When Cam showed up at my Auntie Ell's ranch two days ago, he was on his way home from a backpacking trip. It was all very convenient. Yes, we had planned his trip knowing that it might give him a good excuse to drop in on my big family gathering – and this bit of maneuvering had the desired effect. He got to meet many of my relatives, but no one felt threatened by his presence. I did not “make a scene” by introducing him as my partner, but several of my cousins know who he is and how he's related to me, and they all made a point of welcoming him. My mother was downright friendly.

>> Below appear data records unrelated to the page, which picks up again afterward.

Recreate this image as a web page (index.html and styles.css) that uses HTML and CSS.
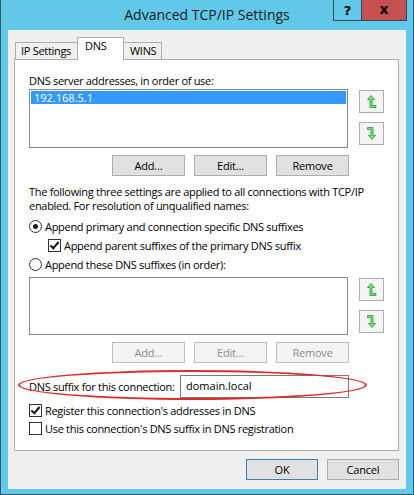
FILE: index.html
```html
<!DOCTYPE html>
<html lang="en">

<head>
    <meta charset="UTF-8">
    <meta name="viewport" content="width=device-width, initial-scale=1.0">
    <title>Advanced TCP/IP Settings</title>
    <link rel="stylesheet" href="styles.css">
</head>

<body>
    <div class="window">
        <div class="titlebar">
            <span class="title">Advanced TCP/IP Settings</span>
            <div class="caption-btns">
                <div class="cap help">?</div>
                <div class="cap close">x</div>
            </div>
        </div>

        <div class="client">
            <div class="tabs">
                <div class="tab first">IP Settings</div>
                <div class="tab active">DNS</div>
                <div class="tab">WINS</div>
            </div>

            <div class="panel">
                <div class="label">DNS server addresses, in order of use:</div>
                <div class="list-row">
                    <div class="listbox">
                        <div class="item selected">192.168.5.1</div>
                    </div>
                    <div class="arrows">
                        <div class="arrow-btn">
                            <svg width="10" height="14" viewBox="0 0 10 14">
                                <path d="M4 0.5 L0.5 4.5 L3 4.5 L3 12.5 L9 12.5 L9 10.5 L5 10.5 L5 4.5 L7.5 4.5 Z" fill="#7be07b" stroke="#3fae3f" stroke-width="1" />
                            </svg>
                        </div>
                        <div class="arrow-btn">
                            <svg width="10" height="14" viewBox="0 0 10 14">
                                <path d="M0.5 0.5 L6 0.5 L6 8.5 L8.5 8.5 L5 12.5 L1.5 8.5 L4 8.5 L4 2.5 L0.5 2.5 Z" fill="#7be07b" stroke="#3fae3f" stroke-width="1" />
                            </svg>
                        </div>
                    </div>
                </div>
                <div class="btn-row">
                    <button class="btn">Add...</button>
                    <button class="btn">Edit...</button>
                    <button class="btn">Remove</button>
                </div>

                <p class="info">The following three settings are applied to all connections with TCP/IP<br>enabled. For resolution of unqualified names:</p>

                <div class="option"><span class="radio checked"></span>Append primary and connection specific DNS suffixes</div>
                <div class="option sub"><span class="check checked"></span>Append parent suffixes of the primary DNS suffix</div>
                <div class="option"><span class="radio"></span>Append these DNS suffixes (in order):</div>

                <div class="list-row second">
                    <div class="listbox"></div>
                    <div class="arrows">
                        <div class="arrow-btn">
                            <svg width="10" height="14" viewBox="0 0 10 14">
                                <path d="M4 0.5 L0.5 4.5 L3 4.5 L3 12.5 L9 12.5 L9 10.5 L5 10.5 L5 4.5 L7.5 4.5 Z" fill="#7be07b" stroke="#3fae3f" stroke-width="1" />
                            </svg>
                        </div>
                        <div class="arrow-btn">
                            <svg width="10" height="14" viewBox="0 0 10 14">
                                <path d="M0.5 0.5 L6 0.5 L6 8.5 L8.5 8.5 L5 12.5 L1.5 8.5 L4 8.5 L4 2.5 L0.5 2.5 Z" fill="#7be07b" stroke="#3fae3f" stroke-width="1" />
                            </svg>
                        </div>
                    </div>
                </div>
                <div class="btn-row">
                    <button class="btn" disabled>Add...</button>
                    <button class="btn" disabled>Edit...</button>
                    <button class="btn" disabled>Remove</button>
                </div>

                <div class="suffix-row">
                    <span class="suffix-label">DNS suffix for this connection:</span>
                    <div class="textbox">domain.local</div>
                    <div class="highlight"></div>
                </div>

                <div class="option reg"><span class="check checked"></span>Register this connection's addresses in DNS</div>
                <div class="option reg"><span class="check"></span>Use this connection's DNS suffix in DNS registration</div>
            </div>

            <div class="footer">
                <button class="btn default">OK</button>
                <button class="btn">Cancel</button>
            </div>
        </div>
    </div>
</body>

</html>
```

FILE: styles.css
```css
body {
    margin: 0;
    padding: 0;
    font-family: "Open Sans", "Noto Sans", sans-serif;
    font-size: 11px;
    letter-spacing: -0.3px;
    color: #000;
    background: #fff;
    white-space: nowrap;
}

.window {
    width: 414px;
    height: 495px;
    box-sizing: border-box;
    background: #62c8ea;
    border: 1px solid #2e5869;
    border-top: none;
    display: flex;
    flex-direction: column;
    position: relative;
}

.titlebar {
    height: 30px;
    display: flex;
    align-items: center;
    justify-content: center;
    position: relative;
}

.title {
    font-size: 14px;
    letter-spacing: 0;
    color: #1b1b1b;
    margin-top: -1px;
}

.caption-btns {
    position: absolute;
    top: 0;
    right: 6px;
    display: flex;
}

.cap {
    height: 21px;
    box-sizing: border-box;
    border: 1px solid #2b4d5c;
    border-top: none;
    display: flex;
    align-items: center;
    justify-content: center;
    font-weight: bold;
    font-family: "DejaVu Sans", sans-serif;
    letter-spacing: 0;
}

.help {
    width: 29px;
    font-size: 13px;
}

.close {
    width: 46px;
    margin-left: -1px;
    background: #c75050;
    font-size: 14px;
    padding-bottom: 3px;
}

.client {
    flex: 1;
    margin: 0 7px 5px 7px;
    background: #f0f0f0;
    display: flex;
    flex-direction: column;
    padding: 7px 7px 0 6px;
}

.tabs {
    display: flex;
    align-items: flex-end;
    padding-left: 2px;
    height: 22px;
    position: relative;
    z-index: 1;
}

.tab {
    height: 17px;
    box-sizing: border-box;
    border: 1px solid #acacac;
    border-bottom: none;
    background: #f0f0f0;
    padding: 0 5px;
    line-height: 16px;
    margin-left: -1px;
}

.tab.first {
    margin-left: -1px;
    width: 64px;
    padding: 0 0 0 5px;
}

.tab.active {
    height: 23px;
    width: 47px;
    background: #fff;
    margin: 0 -2px 0 -2px;
    padding: 0 0 0 7px;
    line-height: 16px;
    position: relative;
    z-index: 2;
    margin-bottom: -1px;
}

.tab.active + .tab {
    width: 41px;
    padding: 0 0 0 8px;
}

.panel {
    height: 392px;
    box-sizing: border-box;
    background: #fff;
    border: 1px solid #acacac;
    padding: 0 14px;
}

.label {
    margin-top: 13px;
    line-height: 15px;
}

.list-row {
    display: flex;
    margin-top: 1px;
}

.list-row.second {
    margin-top: 3px;
}

.listbox {
    width: 320px;
    height: 59px;
    box-sizing: border-box;
    border: 1px solid #828790;
    padding: 1px;
}

.list-row.second .listbox {
    height: 58px;
}

.item {
    height: 13px;
    line-height: 13px;
    padding-left: 3px;
    letter-spacing: 0;
}

.item.selected {
    background: #3399ff;
    color: #fff;
}

.arrows {
    display: flex;
    flex-direction: column;
    gap: 9px;
    margin: 1px 0 0 11px;
}

.arrow-btn {
    width: 25px;
    height: 23px;
    box-sizing: border-box;
    border: 1px solid #adadad;
    background: #f4f4f4;
    display: flex;
    align-items: center;
    justify-content: center;
}

.btn-row {
    display: flex;
    justify-content: flex-end;
    gap: 9px;
    width: 320px;
    margin-top: 7px;
}

.btn {
    width: 73px;
    height: 21px;
    box-sizing: border-box;
    border: 1px solid #adadad;
    background: #e1e1e1;
    font-family: inherit;
    font-size: 11px;
    letter-spacing: -0.2px;
    color: #000;
    padding: 0;
    margin: 0;
}

.btn:disabled {
    background: #f4f4f4;
    border-color: #bfbfbf;
    color: #8d8d8d;
}

.info {
    margin: 9px 0 4px 0;
    line-height: 14px;
}

.option {
    height: 19px;
    display: flex;
    align-items: center;
}

.option.sub {
    padding-left: 19px;
}

.option.reg {
    height: 18px;
}

.radio {
    width: 13px;
    height: 13px;
    box-sizing: border-box;
    border: 1px solid #333;
    border-radius: 50%;
    background: #fff;
    margin-right: 3px;
    display: flex;
    align-items: center;
    justify-content: center;
}

.radio.checked::after {
    content: "";
    width: 5px;
    height: 5px;
    border-radius: 50%;
    background: #1a1a1a;
}

.check {
    width: 13px;
    height: 13px;
    box-sizing: border-box;
    border: 1px solid #333;
    background: #fff;
    margin-right: 3px;
    position: relative;
}

.check.checked::after {
    content: "";
    position: absolute;
    left: 3px;
    top: 0px;
    width: 3px;
    height: 7px;
    border: solid #111;
    border-width: 0 2px 2px 0;
    transform: rotate(40deg);
}

.suffix-row {
    margin-top: 12px;
    display: flex;
    align-items: center;
    position: relative;
    height: 23px;
    margin-bottom: 3px;
}

.suffix-label {
    width: 151px;
}

.textbox {
    width: 169px;
    height: 23px;
    box-sizing: border-box;
    border: 1px solid #7a7a7a;
    padding: 2px 5px;
    line-height: 16px;
    letter-spacing: 0;
}

.highlight {
    position: absolute;
    left: -11px;
    top: -5px;
    width: 349px;
    height: 30px;
    box-sizing: border-box;
    border: 2px solid #e12a2a;
    border-radius: 50%;
}

.footer {
    display: flex;
    justify-content: flex-end;
    gap: 9px;
    margin-top: 8px;
}

.footer .btn {
    width: 72px;
    height: 21px;
}

.btn.default {
    border-color: #3c7fb1;
}
```
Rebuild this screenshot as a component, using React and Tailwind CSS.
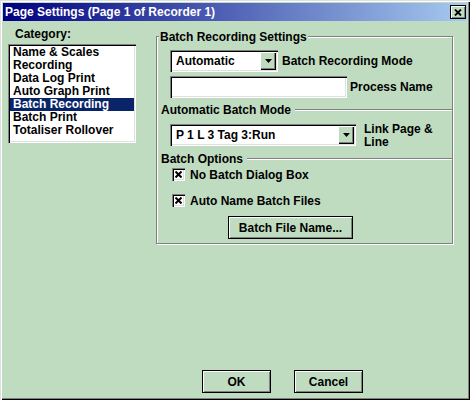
import React from 'react';

const raised = 'border border-black shadow-[inset_1px_1px_0_#fff,inset_-1px_-1px_0_#808080]';
const sunken = 'shadow-[inset_1px_1px_0_#808080,inset_2px_2px_0_#000,inset_-1px_-1px_0_#fff,inset_-2px_-2px_0_#dfdfdf]';

function DropArrow() {
    return (
        <div className="w-[16px] h-[18px] mr-[2px] bg-[#c0dcc0] shadow-[inset_1px_1px_0_#fff,inset_-1px_-1px_0_#000,inset_-2px_-2px_0_#808080] flex items-center justify-center">
            <svg width="7" height="4" viewBox="0 0 7 4">
                <polygon points="0,0 7,0 3.5,4" fill="#000" />
            </svg>
        </div>
    );
}

function Combo({ value, width }) {
    return (
        <div className={`h-[22px] bg-white flex items-center justify-between pl-[6px] ${sunken} ${width}`}>
            <span>{value}</span>
            <DropArrow />
        </div>
    );
}

function Separator({ label }) {
    return (
        <div className="flex items-center h-[14px] pl-[4px]">
            <span className="pr-[4px]">{label}</span>
            <div className="flex-1 h-[2px] border-t border-[#808080] border-b border-b-white" />
        </div>
    );
}

function Check({ label }) {
    return (
        <div className="flex items-center h-[13px] pl-[15px] gap-[5px]">
            <div className={`w-[13px] h-[13px] bg-white flex items-center justify-center ${sunken}`}>
                <svg width="7" height="7" viewBox="0 0 7 7">
                    <path d="M0.5 0.5 L6.5 6.5 M6.5 0.5 L0.5 6.5" stroke="#000" strokeWidth="2" />
                </svg>
            </div>
            <span>{label}</span>
        </div>
    );
}

export default function App() {
    const categories = [
        'Name & Scales',
        'Recording',
        'Data Log Print',
        'Auto Graph Print',
        'Batch Recording',
        'Batch Print',
        'Totaliser Rollover',
    ];

    return (
        <div className="w-[470px] h-[400px] bg-[#c0dcc0] pt-[3px] px-[3px] flex flex-col text-[12px] font-bold text-black font-['Liberation_Sans',Arial,sans-serif] shadow-[inset_1px_1px_0_#dfdfdf,inset_2px_2px_0_#fff,inset_-1px_-1px_0_#000,inset_-2px_-2px_0_#808080]">
            {/* Title bar */}
            <div className="h-[18px] flex items-center justify-between pl-[2px] pr-[1px] text-white bg-[linear-gradient(to_right,#000080,#a6caf0)]">
                <span className="leading-[14px]">Page Settings (Page 1 of Recorder 1)</span>
                <div className={`w-[16px] h-[14px] bg-[#c0dcc0] flex items-center justify-center ${raised}`}>
                    <svg width="8" height="7" viewBox="0 0 8 7">
                        <path d="M1 0.5 L7 6.5 M7 0.5 L1 6.5" stroke="#000" strokeWidth="1.8" />
                    </svg>
                </div>
            </div>

            <div className="flex">
                {/* Category list */}
                <div className="ml-[5px] w-[128px] flex flex-col">
                    <div className="ml-[7px] mt-[6px] h-[14px] leading-[14px]">Category:</div>
                    <div className={`mt-[3px] h-[99px] bg-white p-[2px] ${sunken}`}>
                        {categories.map((c) => (
                            <div
                                key={c}
                                className={`h-[13px] leading-[13px] pl-[3px] ${c === 'Batch Recording' ? 'bg-[#0a246a] text-white' : ''}`}
                            >
                                {c}
                            </div>
                        ))}
                    </div>
                </div>

                {/* Settings group */}
                <div className="ml-[20px] mt-[15px] w-[297px] h-[208px] border border-[#808080] shadow-[inset_1px_1px_0_#fff,1px_1px_0_#fff] flex flex-col">
                    <div className="-mt-[7px] ml-[2px] px-[1px] w-fit h-[14px] leading-[14px] bg-[#c0dcc0]">Batch Recording Settings</div>

                    <div className="mt-[6px] pl-[13px] flex items-center gap-[4px]">
                        <Combo value="Automatic" width="w-[108px]" />
                        <span>Batch Recording Mode</span>
                    </div>

                    <div className="mt-[4px] pl-[13px] flex items-center gap-[3px]">
                        <div className={`w-[177px] h-[22px] bg-white ${sunken}`} />
                        <span>Process Name</span>
                    </div>

                    <div className="mt-[5px]">
                        <Separator label="Automatic Batch Mode" />
                    </div>

                    <div className="mt-[7px] pl-[13px] flex items-start gap-[8px]">
                        <Combo value="P 1 L 3 Tag 3:Run" width="w-[186px]" />
                        <div className="leading-[13px] -mt-[1px]">
                            <div>Link Page &amp;</div>
                            <div>Line</div>
                        </div>
                    </div>

                    <div className="mt-[3px]">
                        <Separator label="Batch Options" />
                    </div>

                    <div className="mt-[2px]">
                        <Check label="No Batch Dialog Box" />
                    </div>
                    <div className="mt-[13px]">
                        <Check label="Auto Name Batch Files" />
                    </div>

                    <div className="mt-[9px] ml-[71px]">
                        <button className={`w-[125px] h-[23px] bg-[#c0dcc0] flex items-center justify-center ${raised}`}>
                            Batch File Name...
                        </button>
                    </div>
                </div>
            </div>

            <div className="flex-1" />

            <div className="flex mb-[7px] ml-[199px] gap-[23px]">
                <button className={`w-[69px] h-[23px] bg-[#c0dcc0] flex items-center justify-center ${raised}`}>OK</button>
                <button className={`w-[69px] h-[23px] bg-[#c0dcc0] flex items-center justify-center ${raised}`}>Cancel</button>
            </div>
        </div>
    );
}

As long as I don't embarrass her by making her admit he's part of the family, she's free to enjoy his presence among us. One low-key visit at a time, Cam is becoming become more and more familiar to my blood relatives. At some point, he'll be so familiar that it will start seeming weird not to invite him to our family gatherings. That's the hope, anyway.

It's okay to take it slowly. Just remember what your real goal is, and keep moving in the right direction.